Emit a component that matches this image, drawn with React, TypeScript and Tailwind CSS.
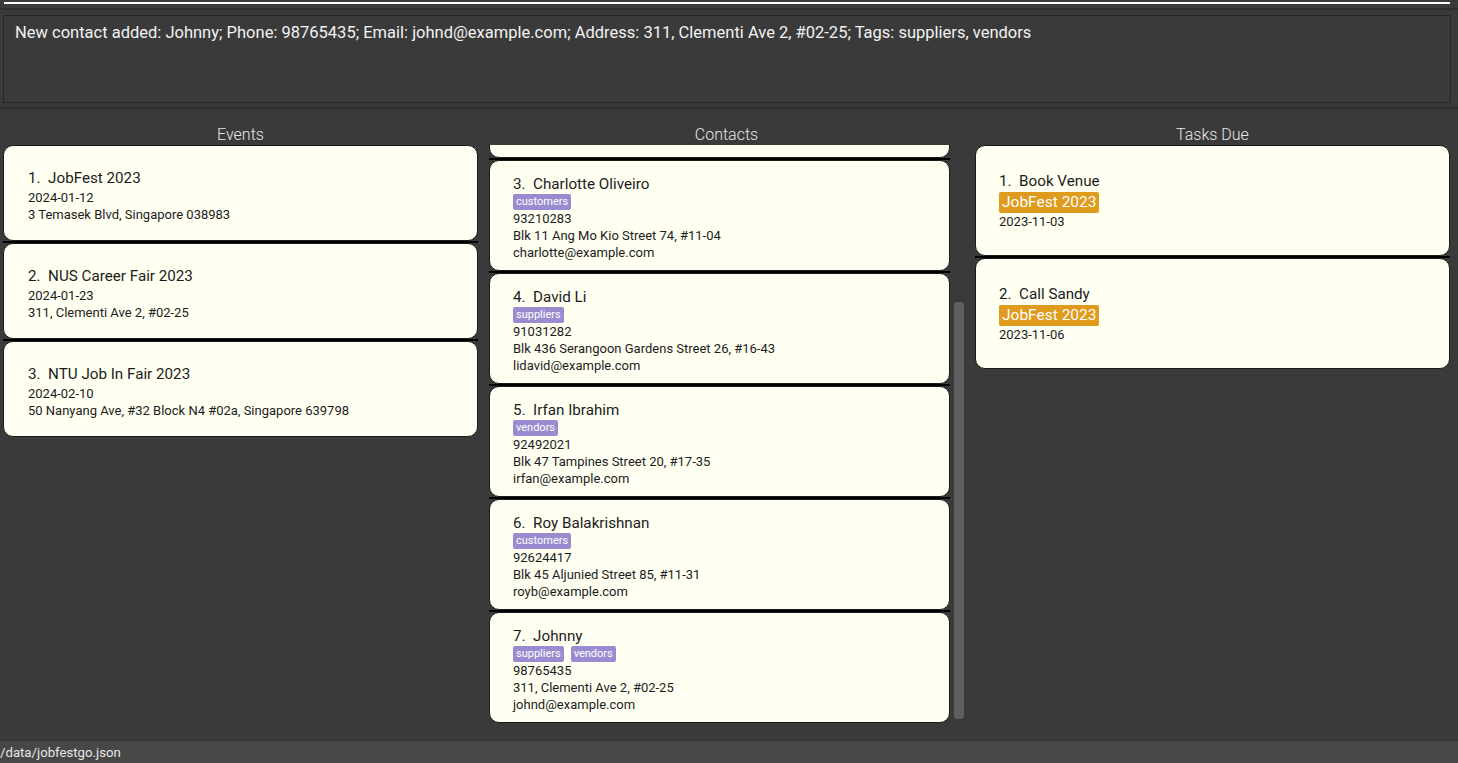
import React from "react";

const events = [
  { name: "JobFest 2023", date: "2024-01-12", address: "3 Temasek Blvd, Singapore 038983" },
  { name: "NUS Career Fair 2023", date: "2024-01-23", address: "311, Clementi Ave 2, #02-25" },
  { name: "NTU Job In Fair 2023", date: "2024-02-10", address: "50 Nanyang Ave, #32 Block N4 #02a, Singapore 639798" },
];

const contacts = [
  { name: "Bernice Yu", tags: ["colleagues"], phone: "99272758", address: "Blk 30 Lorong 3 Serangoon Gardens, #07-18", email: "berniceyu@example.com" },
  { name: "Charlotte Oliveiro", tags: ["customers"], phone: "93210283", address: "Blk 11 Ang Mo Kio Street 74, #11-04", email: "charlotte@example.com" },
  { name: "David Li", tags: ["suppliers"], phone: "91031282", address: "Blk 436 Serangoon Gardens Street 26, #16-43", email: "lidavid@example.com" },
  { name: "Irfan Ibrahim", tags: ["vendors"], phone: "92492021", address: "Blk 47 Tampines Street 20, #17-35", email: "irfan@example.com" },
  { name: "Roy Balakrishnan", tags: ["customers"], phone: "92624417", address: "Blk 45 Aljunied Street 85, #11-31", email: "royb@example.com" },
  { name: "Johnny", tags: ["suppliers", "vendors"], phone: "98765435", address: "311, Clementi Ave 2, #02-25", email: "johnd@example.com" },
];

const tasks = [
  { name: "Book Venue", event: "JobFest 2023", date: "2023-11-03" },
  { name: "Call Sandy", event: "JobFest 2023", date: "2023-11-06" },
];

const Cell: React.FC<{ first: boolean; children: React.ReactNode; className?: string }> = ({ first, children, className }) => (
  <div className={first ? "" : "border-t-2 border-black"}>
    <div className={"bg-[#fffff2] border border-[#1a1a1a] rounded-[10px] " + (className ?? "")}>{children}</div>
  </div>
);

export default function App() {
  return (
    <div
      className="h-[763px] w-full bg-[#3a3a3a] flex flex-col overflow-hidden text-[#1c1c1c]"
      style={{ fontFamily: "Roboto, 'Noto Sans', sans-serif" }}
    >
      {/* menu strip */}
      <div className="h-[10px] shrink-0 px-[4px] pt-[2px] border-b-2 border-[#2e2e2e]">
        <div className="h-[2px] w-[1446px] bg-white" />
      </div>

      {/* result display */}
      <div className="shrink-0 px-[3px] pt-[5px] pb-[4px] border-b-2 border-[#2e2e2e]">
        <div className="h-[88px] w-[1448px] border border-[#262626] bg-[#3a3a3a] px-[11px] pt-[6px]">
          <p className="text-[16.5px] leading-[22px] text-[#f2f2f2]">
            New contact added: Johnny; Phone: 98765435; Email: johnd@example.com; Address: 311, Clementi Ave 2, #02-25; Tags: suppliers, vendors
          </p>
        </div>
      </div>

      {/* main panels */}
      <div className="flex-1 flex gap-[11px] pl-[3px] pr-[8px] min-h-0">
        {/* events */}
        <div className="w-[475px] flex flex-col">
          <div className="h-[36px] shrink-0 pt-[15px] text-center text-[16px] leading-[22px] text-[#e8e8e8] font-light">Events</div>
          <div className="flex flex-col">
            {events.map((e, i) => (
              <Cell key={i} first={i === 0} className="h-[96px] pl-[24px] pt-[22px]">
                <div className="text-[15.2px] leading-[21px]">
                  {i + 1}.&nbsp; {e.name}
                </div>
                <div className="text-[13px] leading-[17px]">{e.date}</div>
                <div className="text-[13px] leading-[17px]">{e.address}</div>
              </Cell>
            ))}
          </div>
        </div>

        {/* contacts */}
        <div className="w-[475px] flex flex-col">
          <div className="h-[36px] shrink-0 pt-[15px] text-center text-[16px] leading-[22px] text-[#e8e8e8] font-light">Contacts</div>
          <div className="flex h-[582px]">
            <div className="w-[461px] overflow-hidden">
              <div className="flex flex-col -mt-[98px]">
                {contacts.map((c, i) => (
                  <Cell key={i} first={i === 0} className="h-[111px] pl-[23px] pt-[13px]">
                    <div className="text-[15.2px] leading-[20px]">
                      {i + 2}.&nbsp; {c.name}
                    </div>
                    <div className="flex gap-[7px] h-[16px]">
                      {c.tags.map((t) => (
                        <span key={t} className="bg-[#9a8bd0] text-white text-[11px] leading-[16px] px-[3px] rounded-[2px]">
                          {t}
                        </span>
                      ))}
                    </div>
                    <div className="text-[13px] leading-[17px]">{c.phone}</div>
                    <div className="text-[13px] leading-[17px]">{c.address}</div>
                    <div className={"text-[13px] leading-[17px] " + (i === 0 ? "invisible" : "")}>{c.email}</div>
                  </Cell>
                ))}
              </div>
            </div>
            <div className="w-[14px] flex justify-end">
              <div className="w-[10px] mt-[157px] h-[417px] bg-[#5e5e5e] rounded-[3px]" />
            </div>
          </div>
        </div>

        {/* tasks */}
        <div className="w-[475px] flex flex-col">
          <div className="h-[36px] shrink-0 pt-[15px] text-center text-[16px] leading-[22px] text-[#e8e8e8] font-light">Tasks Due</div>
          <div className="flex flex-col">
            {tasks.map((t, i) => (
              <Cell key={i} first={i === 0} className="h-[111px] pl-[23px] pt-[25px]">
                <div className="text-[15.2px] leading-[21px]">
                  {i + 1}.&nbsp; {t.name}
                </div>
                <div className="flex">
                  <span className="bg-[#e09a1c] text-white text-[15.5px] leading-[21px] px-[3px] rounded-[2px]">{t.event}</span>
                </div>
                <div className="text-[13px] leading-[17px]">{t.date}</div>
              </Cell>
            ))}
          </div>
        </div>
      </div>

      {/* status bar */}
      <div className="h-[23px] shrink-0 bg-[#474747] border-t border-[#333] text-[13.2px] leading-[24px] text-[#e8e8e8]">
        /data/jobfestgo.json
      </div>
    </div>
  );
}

### Problem details
Repeat, word for word and with no pictures, only the lines running from the beginning of the data to the line that contains "import React from".

### Exercise response
Emit a component that matches this image, drawn with React, TypeScript and Tailwind CSS.
import React from "react";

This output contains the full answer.